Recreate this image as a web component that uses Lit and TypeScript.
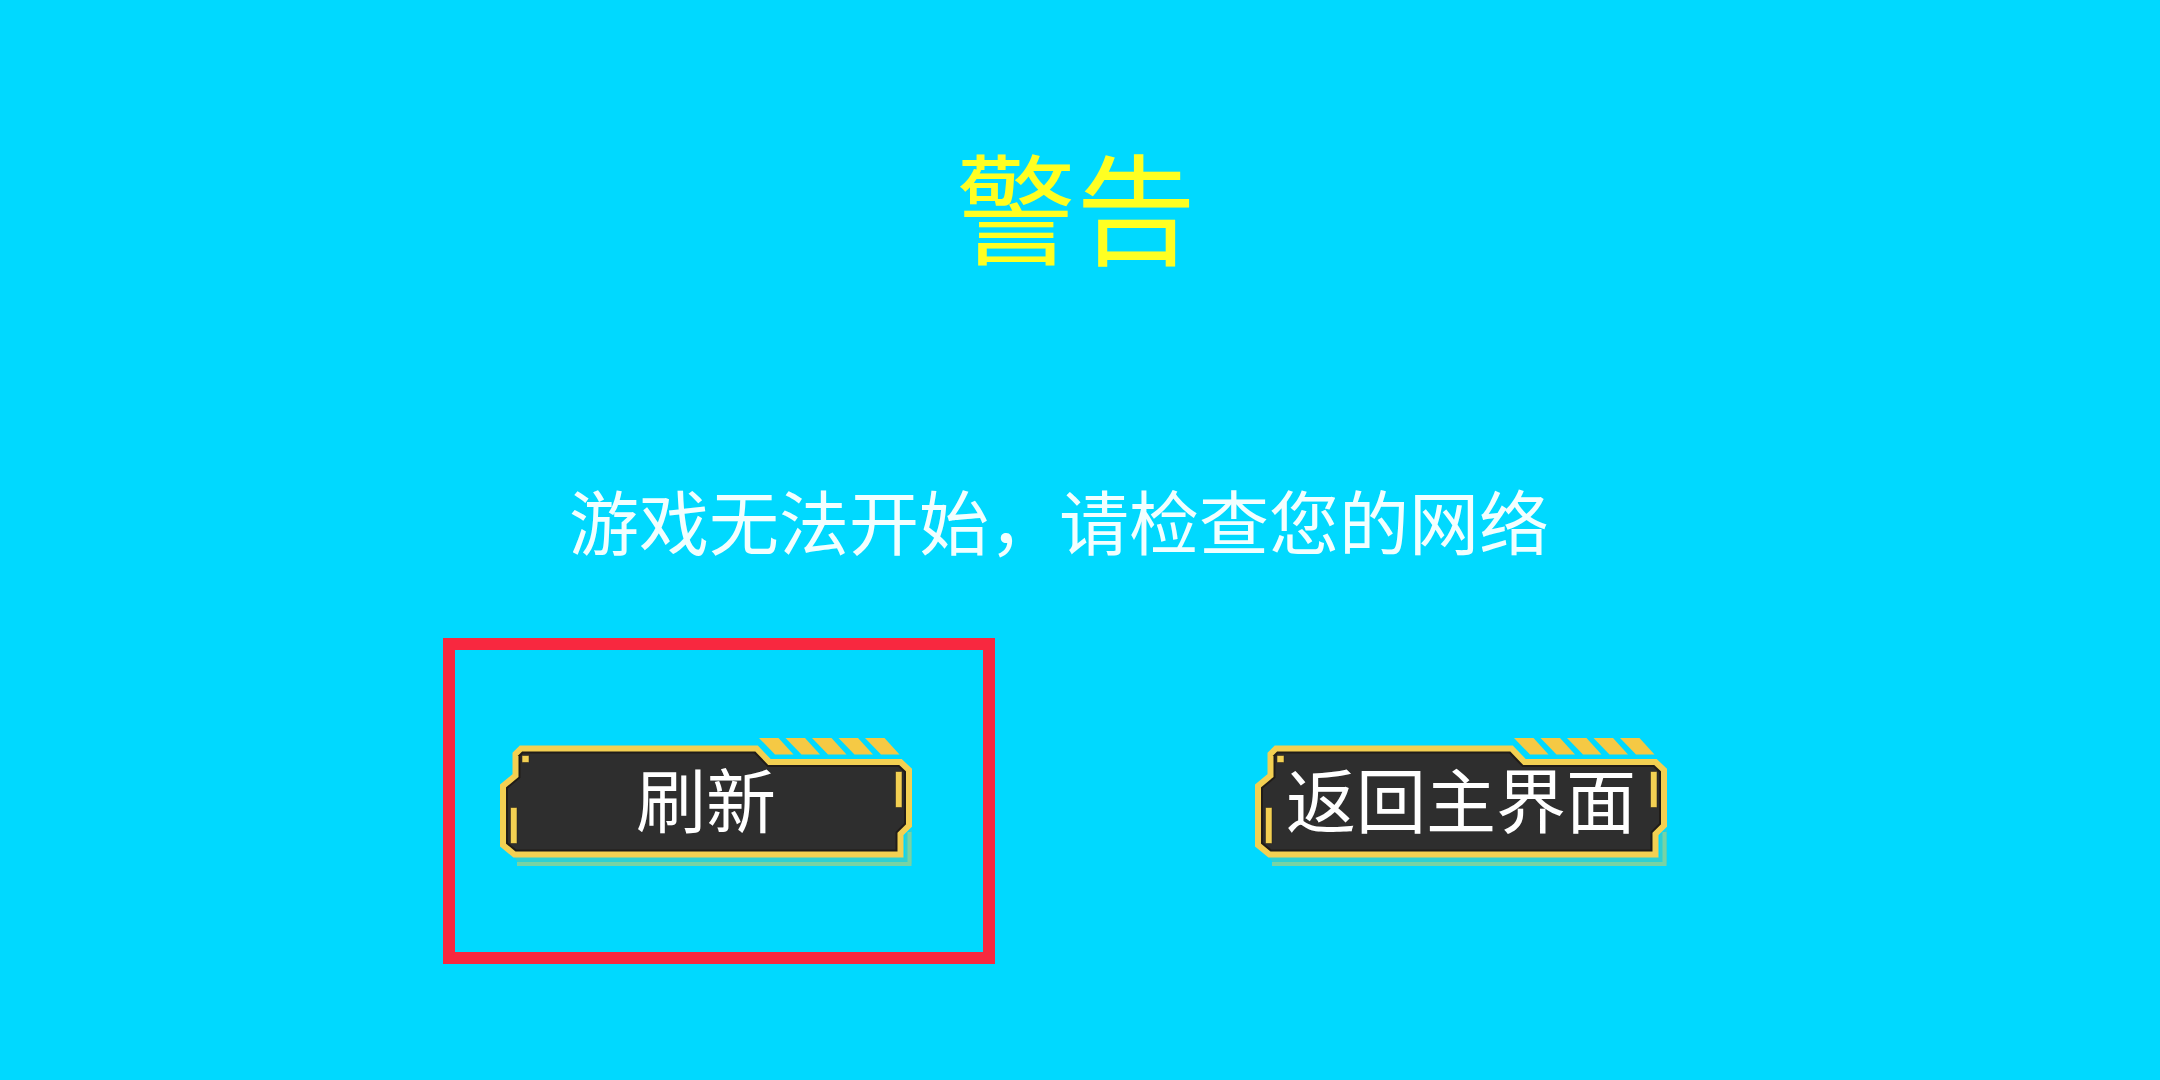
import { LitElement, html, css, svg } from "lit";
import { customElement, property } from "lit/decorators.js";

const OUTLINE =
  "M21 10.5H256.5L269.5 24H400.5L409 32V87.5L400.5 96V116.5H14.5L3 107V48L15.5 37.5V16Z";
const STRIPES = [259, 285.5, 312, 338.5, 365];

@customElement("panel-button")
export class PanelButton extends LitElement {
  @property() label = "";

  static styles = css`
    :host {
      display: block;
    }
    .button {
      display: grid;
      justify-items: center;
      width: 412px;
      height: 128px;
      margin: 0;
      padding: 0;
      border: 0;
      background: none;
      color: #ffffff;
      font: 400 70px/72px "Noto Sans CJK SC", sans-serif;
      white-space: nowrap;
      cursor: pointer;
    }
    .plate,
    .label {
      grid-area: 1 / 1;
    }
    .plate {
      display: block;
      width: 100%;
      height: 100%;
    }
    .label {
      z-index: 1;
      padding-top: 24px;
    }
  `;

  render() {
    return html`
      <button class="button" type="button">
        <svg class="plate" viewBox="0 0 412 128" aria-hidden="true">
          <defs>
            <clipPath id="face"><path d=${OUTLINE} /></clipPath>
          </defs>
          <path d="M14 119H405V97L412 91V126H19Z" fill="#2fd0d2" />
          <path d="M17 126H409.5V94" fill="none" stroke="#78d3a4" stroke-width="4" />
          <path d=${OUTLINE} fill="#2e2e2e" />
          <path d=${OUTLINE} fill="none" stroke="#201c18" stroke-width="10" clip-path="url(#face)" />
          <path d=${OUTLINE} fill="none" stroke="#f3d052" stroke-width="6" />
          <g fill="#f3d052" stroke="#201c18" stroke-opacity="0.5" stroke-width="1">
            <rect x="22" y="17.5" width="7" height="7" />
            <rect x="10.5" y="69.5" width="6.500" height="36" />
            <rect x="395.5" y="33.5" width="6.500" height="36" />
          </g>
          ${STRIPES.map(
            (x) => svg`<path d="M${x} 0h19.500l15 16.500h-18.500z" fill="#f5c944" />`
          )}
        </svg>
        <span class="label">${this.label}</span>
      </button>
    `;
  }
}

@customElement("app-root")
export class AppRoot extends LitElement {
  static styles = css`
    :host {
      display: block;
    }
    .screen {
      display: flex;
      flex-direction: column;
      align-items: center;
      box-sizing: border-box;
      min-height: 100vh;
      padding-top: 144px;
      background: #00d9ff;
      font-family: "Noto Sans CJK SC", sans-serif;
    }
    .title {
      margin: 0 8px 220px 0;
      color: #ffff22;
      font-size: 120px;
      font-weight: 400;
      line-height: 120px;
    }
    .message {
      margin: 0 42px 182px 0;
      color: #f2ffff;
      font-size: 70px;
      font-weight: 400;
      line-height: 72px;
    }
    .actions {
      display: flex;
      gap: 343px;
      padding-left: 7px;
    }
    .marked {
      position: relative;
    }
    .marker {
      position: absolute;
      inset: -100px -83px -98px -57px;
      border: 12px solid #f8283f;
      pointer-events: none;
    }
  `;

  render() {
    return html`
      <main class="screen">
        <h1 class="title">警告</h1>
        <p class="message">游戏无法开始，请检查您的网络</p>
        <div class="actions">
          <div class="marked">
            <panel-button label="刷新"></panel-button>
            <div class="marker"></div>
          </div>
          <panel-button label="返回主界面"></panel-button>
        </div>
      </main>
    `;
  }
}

★ ★ ★ ★

Copy out each line exactly, without the pictures.

Recreate this image as a web component that uses Lit and TypeScript.
import { LitElement, html, css, svg } from "lit";
import { customElement, property } from "lit/decorators.js";

const OUTLINE =
  "M21 10.5H256.5L269.5 24H400.5L409 32V87.5L400.5 96V116.5H14.5L3 107V48L15.5 37.5V16Z";
const STRIPES = [259, 285.5, 312, 338.5, 365];

@customElement("panel-button")
export class PanelButton extends LitElement {
  @property() label = "";

  static styles = css`
    :host {
      display: block;
    }
    .button {
      display: grid;
      justify-items: center;
      width: 412px;
      height: 128px;
      margin: 0;
      padding: 0;
      border: 0;
      background: none;
      color: #ffffff;
      font: 400 70px/72px "Noto Sans CJK SC", sans-serif;
      white-space: nowrap;
      cursor: pointer;
    }
    .plate,
    .label {
      grid-area: 1 / 1;
    }
    .plate {
      display: block;
      width: 100%;
      height: 100%;
    }
    .label {
      z-index: 1;
      padding-top: 24px;
    }
  `;

  render() {
    return html`
      <button class="button" type="button">
        <svg class="plate" viewBox="0 0 412 128" aria-hidden="true">
          <defs>
            <clipPath id="face"><path d=${OUTLINE} /></clipPath>
          </defs>
          <path d="M14 119H405V97L412 91V126H19Z" fill="#2fd0d2" />
          <path d="M17 126H409.5V94" fill="none" stroke="#78d3a4" stroke-width="4" />
          <path d=${OUTLINE} fill="#2e2e2e" />
          <path d=${OUTLINE} fill="none" stroke="#201c18" stroke-width="10" clip-path="url(#face)" />
          <path d=${OUTLINE} fill="none" stroke="#f3d052" stroke-width="6" />
          <g fill="#f3d052" stroke="#201c18" stroke-opacity="0.5" stroke-width="1">
            <rect x="22" y="17.5" width="7" height="7" />
            <rect x="10.5" y="69.5" width="6.500" height="36" />
            <rect x="395.5" y="33.5" width="6.500" height="36" />
          </g>
          ${STRIPES.map(
            (x) => svg`<path d="M${x} 0h19.500l15 16.500h-18.500z" fill="#f5c944" />`
          )}
        </svg>
        <span class="label">${this.label}</span>
      </button>
    `;
  }
}

@customElement("app-root")
export class AppRoot extends LitElement {
  static styles = css`
    :host {
      display: block;
    }
    .screen {
      display: flex;
      flex-direction: column;
      align-items: center;
      box-sizing: border-box;
      min-height: 100vh;
      padding-top: 144px;
      background: #00d9ff;
      font-family: "Noto Sans CJK SC", sans-serif;
    }
    .title {
      margin: 0 8px 220px 0;
      color: #ffff22;
      font-size: 120px;
      font-weight: 400;
      line-height: 120px;
    }
    .message {
      margin: 0 42px 182px 0;
      color: #f2ffff;
      font-size: 70px;
      font-weight: 400;
      line-height: 72px;
    }
    .actions {
      display: flex;
      gap: 343px;
      padding-left: 7px;
    }
    .marked {
      position: relative;
    }
    .marker {
      position: absolute;
      inset: -100px -83px -98px -57px;
      border: 12px solid #f8283f;
      pointer-events: none;
    }
  `;

  render() {
    return html`
      <main class="screen">
        <h1 class="title">警告</h1>
        <p class="message">游戏无法开始，请检查您的网络</p>
        <div class="actions">
          <div class="marked">
            <panel-button label="刷新"></panel-button>
            <div class="marker"></div>
          </div>
          <panel-button label="返回主界面"></panel-button>
        </div>
      </main>
    `;
  }
}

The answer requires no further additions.